International capabilities in areas related to Army goals include research on retrofit material systems in the U.K., geotechnical materials research in France, and precision experiments in structural response in Germany. Many other countries have significant capabilities in niche areas of solid earth sciences, including Australia, Japan, India, Canada, Italy, Sweden, and China.

Basic research in hydrodynamics relates to the hydrologic cycle and focuses on hydrometeorology, rainfall/runoff dynamics, and fluvial hydraulics as well as the relationship between surface and groundwater hydrology. Research in surficial processes relates to the geomorphological character of the surficial environment, primarily the physical processes operating in arid/semiarid, tropical, and coastal environments. This work contributes to the ability to estimate hydrologic and physical response and, therefore, to the ability to accomplish specific activities within a range of expected environmental conditions. International capabilities in areas of research related to Army goals include studies of hydrogeology in Israel and Canada, and magnetohydrodynamics and hydrology work in France and the United Kingdom. Other countries with active basic research programs in this area include Japan, Australia, India, China, Russia, and the Netherlands.

The following highlight a few selected examples of specific facilities engaged in terrestrial sciences research:

United Kingdom—Department of Engineering Science, Oxford University. Research includes work in reinforced soil design aimed at calculations and design methods for practical application. These methods stem from the understanding of behavior developed through laboratory research and instrumented field experiments. These studies can contribute to selection of design safety parameters for reinforced soil, including the use of polymer reinforcement materials. Work has recently been focused on the use of reinforcement over poor ground for the construction of embankments and unpaved roads.

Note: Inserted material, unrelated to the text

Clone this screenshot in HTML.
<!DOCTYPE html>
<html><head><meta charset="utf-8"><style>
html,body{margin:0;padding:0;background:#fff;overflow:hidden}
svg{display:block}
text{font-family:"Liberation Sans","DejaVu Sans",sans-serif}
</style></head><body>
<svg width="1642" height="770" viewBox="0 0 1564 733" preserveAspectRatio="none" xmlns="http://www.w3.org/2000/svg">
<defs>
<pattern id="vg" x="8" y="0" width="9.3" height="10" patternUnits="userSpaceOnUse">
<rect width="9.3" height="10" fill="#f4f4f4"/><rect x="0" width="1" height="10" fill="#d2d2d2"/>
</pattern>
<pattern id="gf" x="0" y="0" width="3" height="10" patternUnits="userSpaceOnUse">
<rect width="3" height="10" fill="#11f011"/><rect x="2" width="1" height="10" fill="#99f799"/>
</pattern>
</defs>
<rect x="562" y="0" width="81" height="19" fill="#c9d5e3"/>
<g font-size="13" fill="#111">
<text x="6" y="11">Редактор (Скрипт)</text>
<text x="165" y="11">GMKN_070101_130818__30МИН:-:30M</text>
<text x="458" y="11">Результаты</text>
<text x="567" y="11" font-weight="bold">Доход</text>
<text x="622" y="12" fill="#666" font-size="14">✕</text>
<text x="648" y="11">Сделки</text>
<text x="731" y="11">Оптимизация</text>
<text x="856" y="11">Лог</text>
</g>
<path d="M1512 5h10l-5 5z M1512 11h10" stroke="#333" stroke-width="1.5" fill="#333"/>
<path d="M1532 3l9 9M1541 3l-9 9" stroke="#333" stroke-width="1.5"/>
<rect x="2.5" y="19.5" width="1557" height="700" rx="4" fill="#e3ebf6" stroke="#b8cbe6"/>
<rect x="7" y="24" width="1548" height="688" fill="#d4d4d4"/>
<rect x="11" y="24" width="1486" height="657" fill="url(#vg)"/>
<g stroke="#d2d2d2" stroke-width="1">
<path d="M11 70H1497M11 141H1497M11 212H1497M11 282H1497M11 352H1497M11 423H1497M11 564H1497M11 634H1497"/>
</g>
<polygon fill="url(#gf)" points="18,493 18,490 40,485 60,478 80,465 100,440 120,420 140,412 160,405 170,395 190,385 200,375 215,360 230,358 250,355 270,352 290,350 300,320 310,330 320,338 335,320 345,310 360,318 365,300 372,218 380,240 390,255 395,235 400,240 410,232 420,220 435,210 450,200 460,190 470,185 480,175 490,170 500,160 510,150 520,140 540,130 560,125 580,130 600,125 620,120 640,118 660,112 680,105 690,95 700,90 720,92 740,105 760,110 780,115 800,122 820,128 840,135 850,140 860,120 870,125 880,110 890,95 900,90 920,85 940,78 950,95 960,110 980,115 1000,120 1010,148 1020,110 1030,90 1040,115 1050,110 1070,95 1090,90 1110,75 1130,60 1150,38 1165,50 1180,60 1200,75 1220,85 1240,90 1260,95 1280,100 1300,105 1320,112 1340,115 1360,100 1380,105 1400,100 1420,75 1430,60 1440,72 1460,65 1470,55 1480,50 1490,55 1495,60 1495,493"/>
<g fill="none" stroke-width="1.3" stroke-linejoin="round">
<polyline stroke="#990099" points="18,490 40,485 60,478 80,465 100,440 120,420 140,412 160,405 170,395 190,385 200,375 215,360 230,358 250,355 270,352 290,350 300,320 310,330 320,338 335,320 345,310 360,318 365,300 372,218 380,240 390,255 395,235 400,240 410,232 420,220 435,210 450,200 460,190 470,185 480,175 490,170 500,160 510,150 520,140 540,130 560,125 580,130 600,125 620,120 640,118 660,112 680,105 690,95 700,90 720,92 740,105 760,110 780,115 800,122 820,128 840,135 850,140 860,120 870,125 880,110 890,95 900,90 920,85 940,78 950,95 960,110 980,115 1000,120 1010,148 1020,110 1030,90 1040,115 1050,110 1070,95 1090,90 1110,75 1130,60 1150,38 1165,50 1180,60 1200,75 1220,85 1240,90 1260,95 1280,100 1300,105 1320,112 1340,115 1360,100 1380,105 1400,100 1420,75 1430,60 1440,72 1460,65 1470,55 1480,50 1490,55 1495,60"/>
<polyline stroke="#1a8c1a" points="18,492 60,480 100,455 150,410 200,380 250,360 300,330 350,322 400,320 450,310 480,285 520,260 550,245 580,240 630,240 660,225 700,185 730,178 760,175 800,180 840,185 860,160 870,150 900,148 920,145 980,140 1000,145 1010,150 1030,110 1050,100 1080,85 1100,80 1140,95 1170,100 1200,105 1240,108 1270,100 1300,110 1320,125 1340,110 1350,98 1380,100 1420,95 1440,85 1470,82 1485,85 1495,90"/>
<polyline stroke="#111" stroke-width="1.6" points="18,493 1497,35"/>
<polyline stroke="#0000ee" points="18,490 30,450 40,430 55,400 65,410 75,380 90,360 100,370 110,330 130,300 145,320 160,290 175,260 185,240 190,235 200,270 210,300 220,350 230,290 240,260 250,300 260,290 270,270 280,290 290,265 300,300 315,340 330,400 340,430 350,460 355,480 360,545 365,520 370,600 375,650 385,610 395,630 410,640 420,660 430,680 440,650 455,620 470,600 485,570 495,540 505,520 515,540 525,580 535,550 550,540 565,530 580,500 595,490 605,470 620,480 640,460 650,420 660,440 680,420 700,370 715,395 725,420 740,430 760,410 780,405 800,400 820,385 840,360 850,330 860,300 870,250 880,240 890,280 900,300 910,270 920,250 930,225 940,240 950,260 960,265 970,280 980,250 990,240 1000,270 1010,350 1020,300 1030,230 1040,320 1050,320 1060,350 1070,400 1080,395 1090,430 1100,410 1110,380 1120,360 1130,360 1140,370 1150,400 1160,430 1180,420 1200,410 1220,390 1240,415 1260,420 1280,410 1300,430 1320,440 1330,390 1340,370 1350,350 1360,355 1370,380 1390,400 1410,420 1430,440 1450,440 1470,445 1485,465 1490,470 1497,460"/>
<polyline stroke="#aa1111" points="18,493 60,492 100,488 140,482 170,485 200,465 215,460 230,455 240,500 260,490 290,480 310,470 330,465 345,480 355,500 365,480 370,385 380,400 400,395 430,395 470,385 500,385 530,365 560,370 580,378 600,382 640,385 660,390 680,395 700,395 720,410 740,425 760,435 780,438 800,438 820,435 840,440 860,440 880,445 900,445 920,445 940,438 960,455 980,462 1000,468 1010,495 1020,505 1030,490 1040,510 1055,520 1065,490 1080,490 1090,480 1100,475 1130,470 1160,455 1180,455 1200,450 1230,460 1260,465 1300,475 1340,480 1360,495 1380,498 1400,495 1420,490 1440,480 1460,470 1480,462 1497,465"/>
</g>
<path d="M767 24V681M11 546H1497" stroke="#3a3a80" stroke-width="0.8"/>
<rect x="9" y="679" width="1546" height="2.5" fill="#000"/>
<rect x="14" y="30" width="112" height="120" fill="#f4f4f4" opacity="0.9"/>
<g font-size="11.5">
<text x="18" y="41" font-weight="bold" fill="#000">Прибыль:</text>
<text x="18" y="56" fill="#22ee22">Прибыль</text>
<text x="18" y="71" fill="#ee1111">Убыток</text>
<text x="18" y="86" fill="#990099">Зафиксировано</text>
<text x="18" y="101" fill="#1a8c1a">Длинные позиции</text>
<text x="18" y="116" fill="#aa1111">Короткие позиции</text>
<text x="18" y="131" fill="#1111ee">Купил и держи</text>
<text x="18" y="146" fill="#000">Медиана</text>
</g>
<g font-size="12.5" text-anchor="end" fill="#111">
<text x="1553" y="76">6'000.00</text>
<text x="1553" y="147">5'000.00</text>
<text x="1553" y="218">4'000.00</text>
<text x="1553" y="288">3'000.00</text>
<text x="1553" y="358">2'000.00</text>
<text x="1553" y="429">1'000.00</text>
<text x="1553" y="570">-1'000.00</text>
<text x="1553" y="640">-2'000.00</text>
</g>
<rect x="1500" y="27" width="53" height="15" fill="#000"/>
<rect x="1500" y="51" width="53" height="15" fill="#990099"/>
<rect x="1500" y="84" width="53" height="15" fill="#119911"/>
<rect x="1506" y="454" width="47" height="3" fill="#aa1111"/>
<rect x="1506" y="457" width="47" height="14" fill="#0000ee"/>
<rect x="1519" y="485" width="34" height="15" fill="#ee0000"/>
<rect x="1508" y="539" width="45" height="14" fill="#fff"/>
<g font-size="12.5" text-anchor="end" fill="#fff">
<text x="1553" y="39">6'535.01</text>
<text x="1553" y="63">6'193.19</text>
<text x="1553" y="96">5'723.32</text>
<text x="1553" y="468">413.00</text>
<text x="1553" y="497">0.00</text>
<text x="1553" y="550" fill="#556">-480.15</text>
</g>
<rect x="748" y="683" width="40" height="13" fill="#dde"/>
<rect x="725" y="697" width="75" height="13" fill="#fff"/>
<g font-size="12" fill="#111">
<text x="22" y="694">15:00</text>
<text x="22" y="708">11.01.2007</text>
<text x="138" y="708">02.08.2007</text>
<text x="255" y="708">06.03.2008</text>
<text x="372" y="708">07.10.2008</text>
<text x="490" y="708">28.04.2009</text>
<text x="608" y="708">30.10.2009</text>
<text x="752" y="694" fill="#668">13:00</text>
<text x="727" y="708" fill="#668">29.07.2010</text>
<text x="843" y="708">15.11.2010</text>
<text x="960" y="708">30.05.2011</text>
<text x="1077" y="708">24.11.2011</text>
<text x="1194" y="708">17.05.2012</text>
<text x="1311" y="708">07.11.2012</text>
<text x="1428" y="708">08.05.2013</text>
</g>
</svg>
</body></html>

New analyses have been developed for both cases, using plasticity theory for the embankment and a limit equilibrium analysis for unpaved roads.

Sweden—Department of Chemical Engineering and Technology, Royal Institute of Technology. Research in electrokinetic remediation attempts to develop new technologies for soil remediation. This process applies a low–level direct current to the polluted soil by electrodes placed in the ground to remove inorganic and organic contaminants from the soil by dissociation. This low–cost process can be used in a variety of soil types and is applicable equally to coarse– and fine–grained soils. The specific goal of the research effort is to study the transport and chemistry in the electrokinetic process and to improve the electrokinetic remediation technology.

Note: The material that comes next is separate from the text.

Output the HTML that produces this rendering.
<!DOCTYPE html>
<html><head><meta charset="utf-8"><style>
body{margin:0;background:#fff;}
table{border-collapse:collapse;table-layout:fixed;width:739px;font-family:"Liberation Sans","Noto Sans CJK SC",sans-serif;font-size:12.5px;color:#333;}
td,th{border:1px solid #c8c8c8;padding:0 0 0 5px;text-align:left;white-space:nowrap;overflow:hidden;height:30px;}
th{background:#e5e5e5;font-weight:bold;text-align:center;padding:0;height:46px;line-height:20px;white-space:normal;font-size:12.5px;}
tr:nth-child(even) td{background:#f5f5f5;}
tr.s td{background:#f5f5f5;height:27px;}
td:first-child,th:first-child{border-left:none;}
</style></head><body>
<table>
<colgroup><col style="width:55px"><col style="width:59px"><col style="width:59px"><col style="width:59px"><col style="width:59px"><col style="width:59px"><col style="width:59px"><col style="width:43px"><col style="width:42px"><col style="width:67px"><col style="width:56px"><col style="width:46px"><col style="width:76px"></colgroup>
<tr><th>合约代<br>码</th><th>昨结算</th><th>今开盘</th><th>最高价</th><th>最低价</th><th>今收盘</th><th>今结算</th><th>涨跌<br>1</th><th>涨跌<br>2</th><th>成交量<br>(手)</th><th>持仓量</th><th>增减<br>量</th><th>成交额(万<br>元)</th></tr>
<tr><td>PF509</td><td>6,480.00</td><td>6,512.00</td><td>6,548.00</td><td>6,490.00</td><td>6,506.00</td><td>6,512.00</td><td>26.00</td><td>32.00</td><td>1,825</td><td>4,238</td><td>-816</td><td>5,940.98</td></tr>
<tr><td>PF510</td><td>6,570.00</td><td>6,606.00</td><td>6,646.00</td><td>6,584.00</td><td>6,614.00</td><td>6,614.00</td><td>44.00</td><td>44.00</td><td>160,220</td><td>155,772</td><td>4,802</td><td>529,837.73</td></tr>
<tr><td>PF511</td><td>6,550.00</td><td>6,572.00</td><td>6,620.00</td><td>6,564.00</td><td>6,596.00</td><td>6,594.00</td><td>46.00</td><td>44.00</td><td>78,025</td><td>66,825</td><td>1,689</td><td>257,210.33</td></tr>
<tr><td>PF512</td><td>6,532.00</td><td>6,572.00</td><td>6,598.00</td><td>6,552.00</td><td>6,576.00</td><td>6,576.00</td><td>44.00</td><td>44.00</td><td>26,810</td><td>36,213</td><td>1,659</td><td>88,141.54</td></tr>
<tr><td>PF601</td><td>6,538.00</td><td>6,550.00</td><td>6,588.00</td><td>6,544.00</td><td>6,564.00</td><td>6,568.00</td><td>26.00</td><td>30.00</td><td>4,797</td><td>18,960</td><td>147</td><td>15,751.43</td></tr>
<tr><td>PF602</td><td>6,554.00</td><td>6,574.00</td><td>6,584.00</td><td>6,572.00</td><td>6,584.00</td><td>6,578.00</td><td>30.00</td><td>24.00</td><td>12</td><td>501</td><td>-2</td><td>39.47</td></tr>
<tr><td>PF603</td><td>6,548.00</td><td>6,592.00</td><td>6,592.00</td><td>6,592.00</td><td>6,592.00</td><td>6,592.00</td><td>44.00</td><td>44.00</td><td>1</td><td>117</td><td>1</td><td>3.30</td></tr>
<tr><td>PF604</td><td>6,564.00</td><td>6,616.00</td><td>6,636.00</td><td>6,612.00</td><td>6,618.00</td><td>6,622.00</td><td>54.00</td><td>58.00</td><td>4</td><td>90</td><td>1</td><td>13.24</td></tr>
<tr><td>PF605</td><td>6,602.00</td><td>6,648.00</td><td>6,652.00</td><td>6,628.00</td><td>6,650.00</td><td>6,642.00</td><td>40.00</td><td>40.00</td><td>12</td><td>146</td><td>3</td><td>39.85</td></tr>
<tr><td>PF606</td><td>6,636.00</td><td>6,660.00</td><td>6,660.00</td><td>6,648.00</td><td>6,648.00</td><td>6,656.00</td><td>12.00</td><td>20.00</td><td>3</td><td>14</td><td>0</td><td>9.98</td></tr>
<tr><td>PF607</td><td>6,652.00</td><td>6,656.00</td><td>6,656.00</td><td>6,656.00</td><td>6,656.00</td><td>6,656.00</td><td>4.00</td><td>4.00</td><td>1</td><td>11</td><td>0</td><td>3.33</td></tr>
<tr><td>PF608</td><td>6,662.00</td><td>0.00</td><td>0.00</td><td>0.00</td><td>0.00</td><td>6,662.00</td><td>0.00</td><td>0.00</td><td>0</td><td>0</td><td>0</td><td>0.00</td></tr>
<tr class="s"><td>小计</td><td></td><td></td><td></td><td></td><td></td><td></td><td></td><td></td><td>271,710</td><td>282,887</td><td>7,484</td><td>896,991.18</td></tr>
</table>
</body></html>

Israel—Department of Fluid Mechanics and Heat Transfer, Tel Aviv University. Research includes work in theory of flow through porous media and groundwater hydrology. Other activities involve the modeling of water flow and contaminant transport in the upper soil layer and in aquifers. Subjects of environmental concern such as transport of radioactive waste in highly heterogeneous formations, motion of chemically reactive contaminants, and modeling of multiphase flows at field scale are planned for investigation in the coming years, as well as research on the impact of uncertainty on hydrological prediction.

Canada—National Hydrology Research Institute. Hydrologic model development and applications research concentrates on the hydrology of northern regions in both the arctic and subarctic regions of Canada. Current distributed hydrologic models are used to estimate components of the hydrologic cycle in two specific test regions. This approach utilizes detailed, satellite–derived land–cover information, along with physiographic and climate data. To advance this research, new modeling techniques that can be applied in distributed hydrologic models are being developed. Other research efforts include work to incorporate permafrost components in these models and characterization of snow cover distribution.

Russia—Hydrometeorological Centre of Russia. The main directions of research include studies of regional and mesoscale hydrometeorological processes; modeling of ocean processes, the study of ocean–atmosphere interaction and the interaction of atmosphere with hydrological processes over the land, and development of new methods for hydrometeorological forecasting within different time scales. One specific program involves mathematical modeling to develop systems of long–range forecasts of hydrological regime of large chains of reservoirs and methods of forecasting hazardous events on mountain rivers. This approach rationalizes calculations and long–range forecasts of freezing and break–up of rivers and reservoirs and discharge hydrographs of mountain rivers using precipitation and temperature data.